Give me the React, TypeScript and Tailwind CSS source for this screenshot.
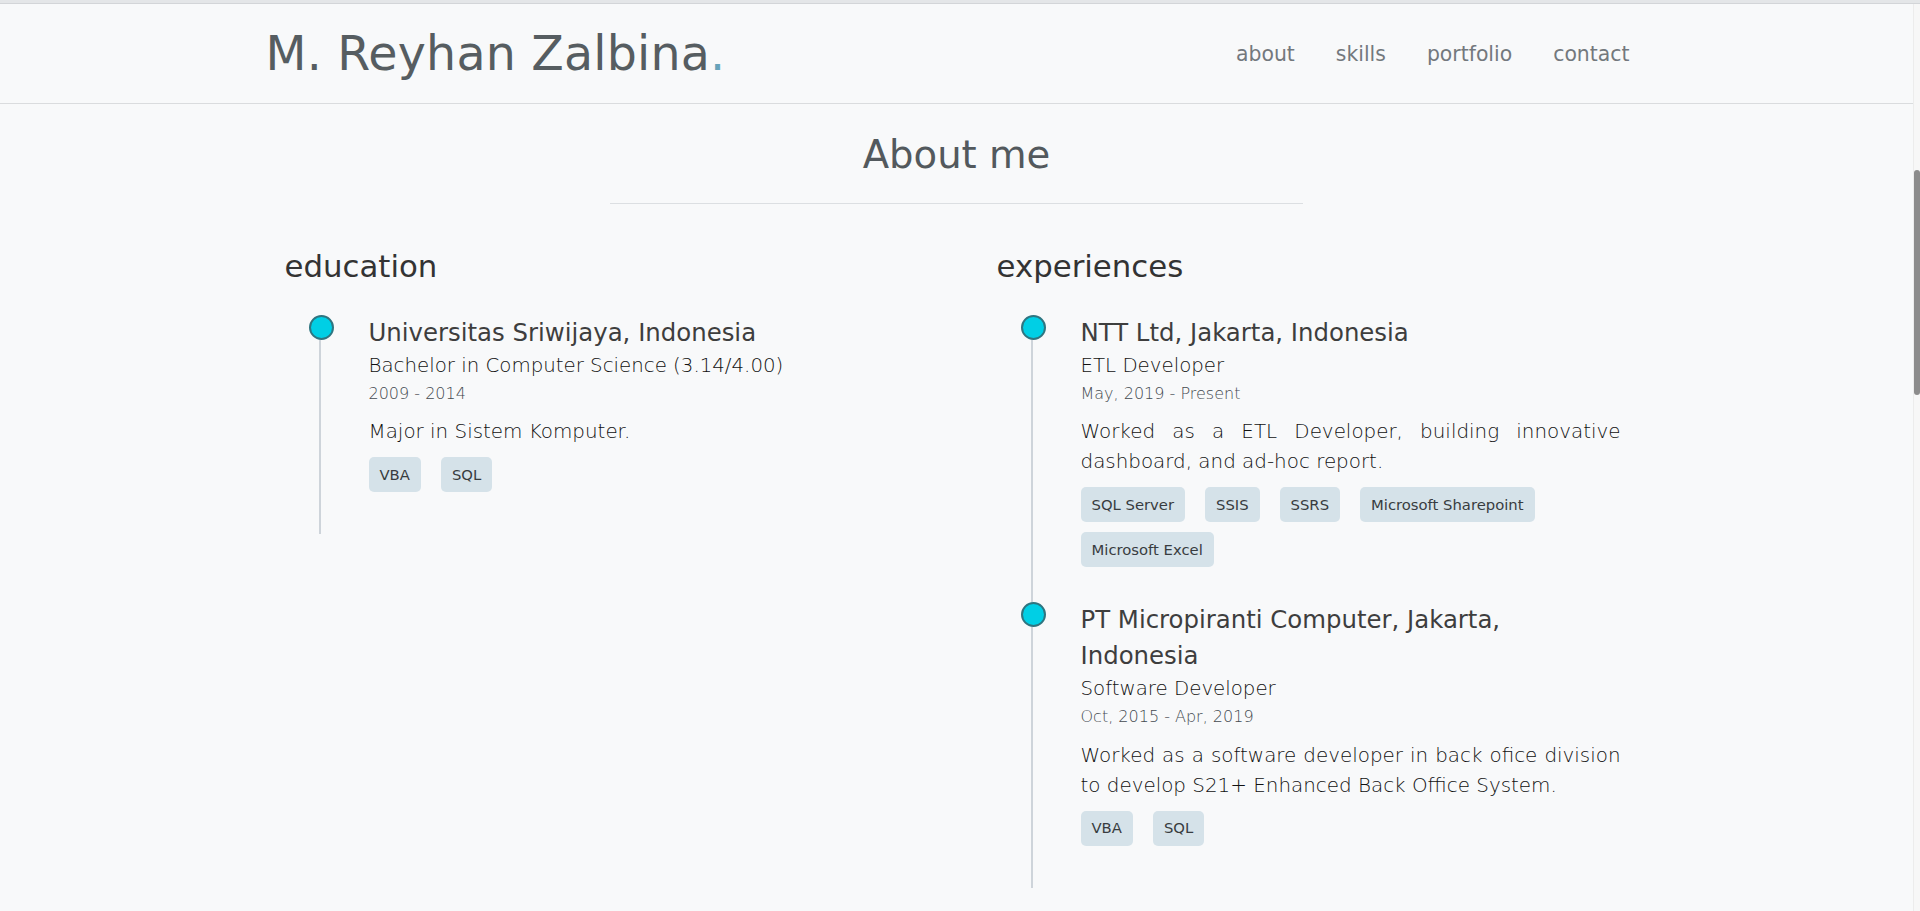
const education = [
  {
    title: "Universitas Sriwijaya, Indonesia",
    subtitle: "Bachelor in Computer Science (3.14/4.00)",
    date: "2009 - 2014",
    desc: "Major in Sistem Komputer.",
    tags: ["VBA", "SQL"],
  },
]

const experiences = [
  {
    title: "NTT Ltd, Jakarta, Indonesia",
    subtitle: "ETL Developer",
    date: "May, 2019 - Present",
    desc: "Worked as a ETL Developer, building innovative dashboard, and ad-hoc report.",
    tags: ["SQL Server", "SSIS", "SSRS", "Microsoft Sharepoint", "Microsoft Excel"],
  },
  {
    title: "PT Micropiranti Computer, Jakarta, Indonesia",
    subtitle: "Software Developer",
    date: "Oct, 2015 - Apr, 2019",
    desc: "Worked as a software developer in back ofice division to develop S21+ Enhanced Back Office System.",
    tags: ["VBA", "SQL"],
  },
]

type Item = (typeof experiences)[number]

function Timeline({ heading, items }: { heading: string; items: Item[] }) {
  return (
    <div className="pl-[40px]">
      <h3 className="text-[30.8px] leading-[40px] font-normal text-[#333333]">{heading}</h3>
      <div className="mt-[29px]">
        {items.map((it) => (
          <div key={it.title} className="flex group">
            {/* dot + line */}
            <div className="w-[84px] shrink-0 flex flex-col pl-[24px]">
              <div className="w-[25px] h-[25px] rounded-full bg-[#00cfe5] border-2 border-[#2f7580] shrink-0" />
              <div className="w-[2px] flex-1 ml-[10.5px] bg-[#ced4da]" />
            </div>
            <div className="w-[540px] pb-[35px] group-last:pb-[42px]">
              <p className="text-[24.4px] leading-[36px] text-[#3e3e3e]">{it.title}</p>
              <p className="text-[19.8px] leading-[30px] font-light text-[#111111]">{it.subtitle}</p>
              <p className="text-[16px] leading-[26.4px] font-light text-[#444a50]">{it.date}</p>
              <p className="mt-[10px] text-[19.9px] leading-[30px] font-light text-[#111111] text-justify">
                {it.desc}
              </p>
              <div className="mt-[10px] flex flex-wrap gap-x-[20px] gap-y-[10px]">
                {it.tags.map((t) => (
                  <span
                    key={t}
                    className="h-[35px] px-[11px] flex items-center rounded-[5px] bg-[#d5e2e9] text-[14.8px] text-[#383c40]"
                  >
                    {t}
                  </span>
                ))}
              </div>
            </div>
          </div>
        ))}
      </div>
    </div>
  )
}

export default function App() {
  return (
    <div className="h-[911px] overflow-hidden bg-[#f8f9fa] font-['DejaVu_Sans',sans-serif]">
      {/* browser top edge */}
      <div className="h-[4px] bg-[#e4e6e8] border-b border-[#d3d5d8]" />

      <div className="flex h-[907px]">
        <main className="flex-1 min-w-0">
          {/* Navbar */}
          <header className="h-[100px] border-b border-[#dadcde]">
            <div className="w-[1378px] mx-auto h-full flex items-center justify-between">
              <a href="#" className="-ml-[2px] text-[47.5px] leading-[57px] text-[#565d61] tracking-[0.2px]">
                M. Reyhan Zalbina<span className="text-[#68a3ba]">.</span>
              </a>
              <nav className="flex items-center gap-[41px] pr-[16px] text-[20.4px] leading-[30px] text-[#73787d]">
                <a href="#about">about</a>
                <a href="#skills">skills</a>
                <a href="#portfolio">portfolio</a>
                <a href="#contact">contact</a>
              </nav>
            </div>
          </header>

          {/* About */}
          <section id="about">
            <h1 className="mt-[21px] text-center text-[38.6px] leading-[60px] text-[#53595d]">About me</h1>
            <div className="mt-[18px] mx-auto w-[693px] h-px bg-[#dcdfe2]" />

            <div className="mt-[42px] w-[1424px] mx-auto grid grid-cols-2">
              <Timeline heading="education" items={education} />
              <Timeline heading="experiences" items={experiences} />
            </div>
          </section>
        </main>

        {/* scrollbar */}
        <div className="w-[7px] shrink-0 bg-[#f7f7f7] border-l border-[#ececec] pt-[166px]">
          <div className="h-[225px] w-[6px] rounded-[3px] bg-[#8c8c8c]" />
        </div>
      </div>
    </div>
  )
}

------------------------------------------------

EXERCISE BRIEF.
Repeat the data in full and exactly. Omit pictures.

RESPONSE BELOW.
Give me the React, TypeScript and Tailwind CSS source for this screenshot.
const education = [
  {
    title: "Universitas Sriwijaya, Indonesia",
    subtitle: "Bachelor in Computer Science (3.14/4.00)",
    date: "2009 - 2014",
    desc: "Major in Sistem Komputer.",
    tags: ["VBA", "SQL"],
  },
]

const experiences = [
  {
    title: "NTT Ltd, Jakarta, Indonesia",
    subtitle: "ETL Developer",
    date: "May, 2019 - Present",
    desc: "Worked as a ETL Developer, building innovative dashboard, and ad-hoc report.",
    tags: ["SQL Server", "SSIS", "SSRS", "Microsoft Sharepoint", "Microsoft Excel"],
  },
  {
    title: "PT Micropiranti Computer, Jakarta, Indonesia",
    subtitle: "Software Developer",
    date: "Oct, 2015 - Apr, 2019",
    desc: "Worked as a software developer in back ofice division to develop S21+ Enhanced Back Office System.",
    tags: ["VBA", "SQL"],
  },
]

type Item = (typeof experiences)[number]

function Timeline({ heading, items }: { heading: string; items: Item[] }) {
  return (
    <div className="pl-[40px]">
      <h3 className="text-[30.8px] leading-[40px] font-normal text-[#333333]">{heading}</h3>
      <div className="mt-[29px]">
        {items.map((it) => (
          <div key={it.title} className="flex group">
            {/* dot + line */}
            <div className="w-[84px] shrink-0 flex flex-col pl-[24px]">
              <div className="w-[25px] h-[25px] rounded-full bg-[#00cfe5] border-2 border-[#2f7580] shrink-0" />
              <div className="w-[2px] flex-1 ml-[10.5px] bg-[#ced4da]" />
            </div>
            <div className="w-[540px] pb-[35px] group-last:pb-[42px]">
              <p className="text-[24.4px] leading-[36px] text-[#3e3e3e]">{it.title}</p>
              <p className="text-[19.8px] leading-[30px] font-light text-[#111111]">{it.subtitle}</p>
              <p className="text-[16px] leading-[26.4px] font-light text-[#444a50]">{it.date}</p>
              <p className="mt-[10px] text-[19.9px] leading-[30px] font-light text-[#111111] text-justify">
                {it.desc}
              </p>
              <div className="mt-[10px] flex flex-wrap gap-x-[20px] gap-y-[10px]">
                {it.tags.map((t) => (
                  <span
                    key={t}
                    className="h-[35px] px-[11px] flex items-center rounded-[5px] bg-[#d5e2e9] text-[14.8px] text-[#383c40]"
                  >
                    {t}
                  </span>
                ))}
              </div>
            </div>
          </div>
        ))}
      </div>
    </div>
  )
}

export default function App() {
  return (
    <div className="h-[911px] overflow-hidden bg-[#f8f9fa] font-['DejaVu_Sans',sans-serif]">
      {/* browser top edge */}
      <div className="h-[4px] bg-[#e4e6e8] border-b border-[#d3d5d8]" />

      <div className="flex h-[907px]">
        <main className="flex-1 min-w-0">
          {/* Navbar */}
          <header className="h-[100px] border-b border-[#dadcde]">
            <div className="w-[1378px] mx-auto h-full flex items-center justify-between">
              <a href="#" className="-ml-[2px] text-[47.5px] leading-[57px] text-[#565d61] tracking-[0.2px]">
                M. Reyhan Zalbina<span className="text-[#68a3ba]">.</span>
              </a>
              <nav className="flex items-center gap-[41px] pr-[16px] text-[20.4px] leading-[30px] text-[#73787d]">
                <a href="#about">about</a>
                <a href="#skills">skills</a>
                <a href="#portfolio">portfolio</a>
                <a href="#contact">contact</a>
              </nav>
            </div>
          </header>

          {/* About */}
          <section id="about">
            <h1 className="mt-[21px] text-center text-[38.6px] leading-[60px] text-[#53595d]">About me</h1>
            <div className="mt-[18px] mx-auto w-[693px] h-px bg-[#dcdfe2]" />

            <div className="mt-[42px] w-[1424px] mx-auto grid grid-cols-2">
              <Timeline heading="education" items={education} />
              <Timeline heading="experiences" items={experiences} />
            </div>
          </section>
        </main>

        {/* scrollbar */}
        <div className="w-[7px] shrink-0 bg-[#f7f7f7] border-l border-[#ececec] pt-[166px]">
          <div className="h-[225px] w-[6px] rounded-[3px] bg-[#8c8c8c]" />
        </div>
      </div>
    </div>
  )
}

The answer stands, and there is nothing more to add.